The Government Accountability Office in a report released publicly this week questions the U.S. EPA's processes in calculating the economic impacts of new regulations.
The GAO report, EPA Should Improve Adherence to Guidance for Selected Elements of Regulatory Impact Analyses, finds that in studying seven RIAs, the information provided by the EPA was not always fully understandable.
In addition, the analyses did not always adhere to the Office of Management and Budget's guidelines for analyzing the effects of regulations, the report found.
GAO explains that RIAs are used to assess the economic effects of rules deemed "economically significant" – those with an annual effect on the economy of $100 million or more or have a material adverse effect on a sector of the economy.
As a result of unclear descriptions of baselines and alternatives to proposed regulations, "EPA cannot ensure that its RIAs adhere to OMB's guidance to provide the public with a clear understanding of its decision making," the GAO report said.
The 53-page report details the seven RIAs considered, including one that addresses fuel and fuel additive changes to the Renewable Fuel Standard, and another considering the Spill Prevention Control and Countermeasure Rule.
All RIAs generally adhered to the OMB guidance regarding the need for the proposed regulatory action, though they weren't always clear, the report said.
In the RFS2 RIA, for example, GAO says the EPA explained the need for the proposed rule—to assess the projected impacts of the renewable fuel volumes established through the Energy Independence and Security Act of 2007—but did not describe the problem the rule intended to address.
GAO addressed several other issues it found with the RFS2 RIA, including failure to explain the benefits, costs, and other economic effects included in its accounting statement.
In both the SPCC and RFS2 RIA, GAO says EPA did not present information for a range of alternatives to the proposed rule, though EPA maintains that the information was included in a previous RIA for SPCC and was not justifiable in the RFS2 case.
In considering the regulations' impacts on economics, GAO says EPA also used outdated employment data in some cases, and it "may have inaccurately characterized the relationship between those regulations and employment."
Though officials told GAO that they have begun to explore new ways to analyze employment effects, GAO says this issue may render EPA's RIAs "limited in their usefulness for helping decision makers and the public understand the potential effects of the agency’s regulations on employment."
GAO recommended the EPA enhance its RIA review process by improving adherence to OMB guidelines; in response, EPA said it generally agreed with the report's findings.
The American Farm Bureau earlier this year also questioned EPA's economic review of proposed changes to the Waters of the U.S. definition under the Clean Water Act.

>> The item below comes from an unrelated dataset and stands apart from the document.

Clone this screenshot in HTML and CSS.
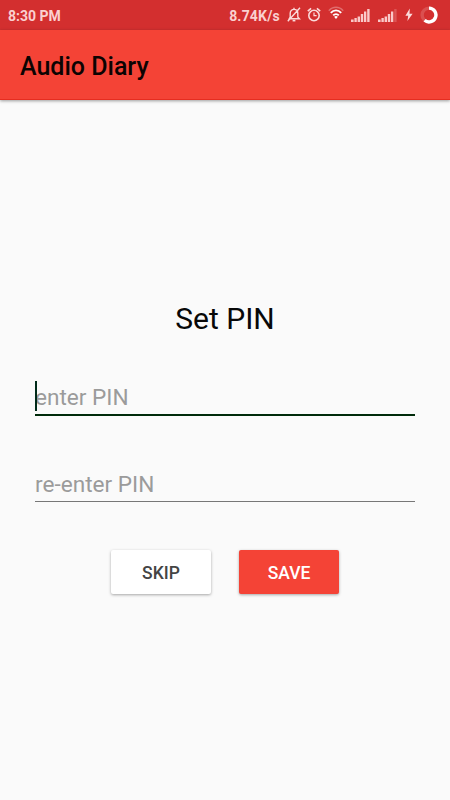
FILE: index.html
```html
<!DOCTYPE html>
<html lang="en">
<head>
<meta charset="utf-8">
<title>Audio Diary</title>
<link rel="stylesheet" href="styles.css">
</head>
<body>
<header class="status">
  <span class="clock">8:30 PM</span>
  <span class="speed">8.74K/s</span>
  <svg class="bell" width="14" height="16" viewBox="0 0 14 16" fill="none" stroke="#fbdada" stroke-width="1.4">
    <path d="M2.2 11.8 3.2 10V6.2C3.2 3.8 4.7 2.4 7 2.4s3.8 1.4 3.8 3.8V10l1.6 1.8ZM13 .8.8 14.2M7 .8v1.6"/>
    <path d="M5.6 13.6h2.8" stroke-width="1.7"/>
  </svg>
  <svg class="alarm" width="14" height="16" viewBox="0 0 14 16" fill="none" stroke="#fbdada" stroke-width="1.6">
    <circle cx="7" cy="8.5" r="5.2"/>
    <path d="M.8 4.1 4.1 1.3M13.2 4.1 9.9 1.3"/>
    <path d="M7 5.5v3.2h2.6" stroke-width="1.2"/>
  </svg>
  <svg class="wifi" width="16" height="16" viewBox="0 0 16 16" fill="none" stroke="#fff" stroke-width="1.9">
    <path d="M.8 4.7C4.8.1 11.2.1 15.2 4.7" stroke-opacity=".3" stroke-width="1.4"/>
    <path d="M2.8 6.8c3-3.2 7.4-3.2 10.4 0M5.2 9.4c1.6-1.7 4-1.7 5.6 0"/>
    <path d="m8 13-1.9-2.2q1.9-1.4 3.8 0Z" fill="#fff" stroke="none"/>
  </svg>
  <svg class="signal" width="19" height="16" viewBox="0 0 19 16" fill="#fac9c9">
    <path d="M0 12.4h2.6V15H0zM3.4 11h2.4v4H3.4zM6.6 9.4H9V15H6.6zM9.8 7h2.4v8H9.8zM13 4.6h2.3V15H13zM16.2 2h2.4v13h-2.4z"/>
  </svg>
  <svg class="signal signal-two" width="19" height="16" viewBox="0 0 19 16" fill="#fac9c9">
    <path d="M0 12.4h2.6V15H0zM3.4 11h2.4v4H3.4zM6.6 9.4H9V15H6.6zM9.8 7h2.4v8H9.8zM13 4.6h2.3V15H13z"/>
    <path d="M16.2 2h2.4v13h-2.4z" opacity=".25"/>
  </svg>
  <svg class="bolt" width="8" height="16" viewBox="0 0 8 16" fill="#fbdada">
    <path d="M4.8 1.4.4 8.8h2.8L2.4 14 7.6 6.8H4.5Z"/>
  </svg>
  <svg class="battery" width="18" height="18" viewBox="0 0 18 18" fill="none" stroke="#fff" stroke-width="3.4">
    <circle cx="9" cy="9" r="6.9" stroke-opacity=".16"/>
    <path d="M9 2.1a6.9 6.9 0 1 1-4.4 12.2"/>
  </svg>
</header>
<div class="toolbar"><h1 class="app-title">Audio Diary</h1></div>
<main class="content">
  <h2 class="heading">Set PIN</h2>
  <div class="field field-active"><span class="caret"></span><span class="hint">enter PIN</span></div>
  <div class="field"><span class="hint">re-enter PIN</span></div>
  <div class="actions">
    <button class="button">SKIP</button>
    <button class="button button-primary">SAVE</button>
  </div>
</main>
</body>
</html>
```
FILE: styles.css
```css
* { box-sizing: border-box; }
body {
  margin: 0;
  height: 800px;
  overflow: hidden;
  background: #fafafa;
  font-family: Roboto, "Liberation Sans", sans-serif;
}
.status {
  height: 30px;
  display: flex;
  align-items: center;
  padding: 0 12px 0 8px;
  background: #d32f2f;
  color: #fad0d0;
  font-size: 14px;
  font-weight: 700;
}
.status svg { flex: none; }
.clock { line-height: 30px; padding-top: 1px; }
.speed { margin-left: auto; padding-top: 1px; letter-spacing: 0.2px; }
.bell { margin-left: 7px; }
.alarm { margin-left: 6px; }
.wifi { margin-left: 7px; margin-top: -2px; }
.signal { margin-left: 7px; }
.signal-two { margin-left: 8px; }
.bolt { margin-left: 8px; }
.battery { margin-left: 7px; }
.toolbar {
  height: 70px;
  display: flex;
  align-items: center;
  padding: 5px 20px 0;
  background: #f44336;
  border-bottom: 1px solid #e52d20;
  box-shadow: 0 1px 3px rgba(0, 0, 0, 0.38);
}
.app-title { margin: 0; font-size: 25px; line-height: 30px; font-weight: 500; color: #0c0302; }
.content { padding: 199px 35px 0; }
.heading {
  margin: 0;
  height: 40px;
  line-height: 40px;
  text-align: center;
  font-size: 30px;
  font-weight: 400;
  color: #080808;
}
.field {
  position: relative;
  height: 38px;
  margin-top: 39px;
  border-bottom: 1px solid #777;
  color: #9b9b9b;
  font-size: 22.6px;
  line-height: 41px;
}
.field-active { border-bottom: 2px solid #002b0a; line-height: 40px; }
.field + .field { margin-top: 48px; }
.caret { position: absolute; left: 0; top: 3px; width: 2px; height: 30px; background: #002b1a; }
.actions { display: flex; justify-content: center; gap: 28px; margin-top: 48px; }
.button {
  width: 100px;
  height: 44px;
  padding: 2px 0 0;
  border: 0;
  border-radius: 2px;
  background: #fff;
  box-shadow: 0 1px 3px rgba(0, 0, 0, 0.34);
  color: #444;
  font-family: inherit;
  font-size: 17.5px;
  font-weight: 500;
}
.button-primary { background: #f44336; color: #fff; }
```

In a May report prepared by University of California-Berkley faculty member Dr. David Sunding with support from AFBF and other members of the Waters Advocacy Coalition, Sunding says the EPA's analysis of the rule "suffers from a lack of transparency" and does not provide calculations or basic assumptions on which the analysis is based.
Ultimately, the report suggests that a "more thorough analysis is required to properly assess the economic impacts of a definitional change."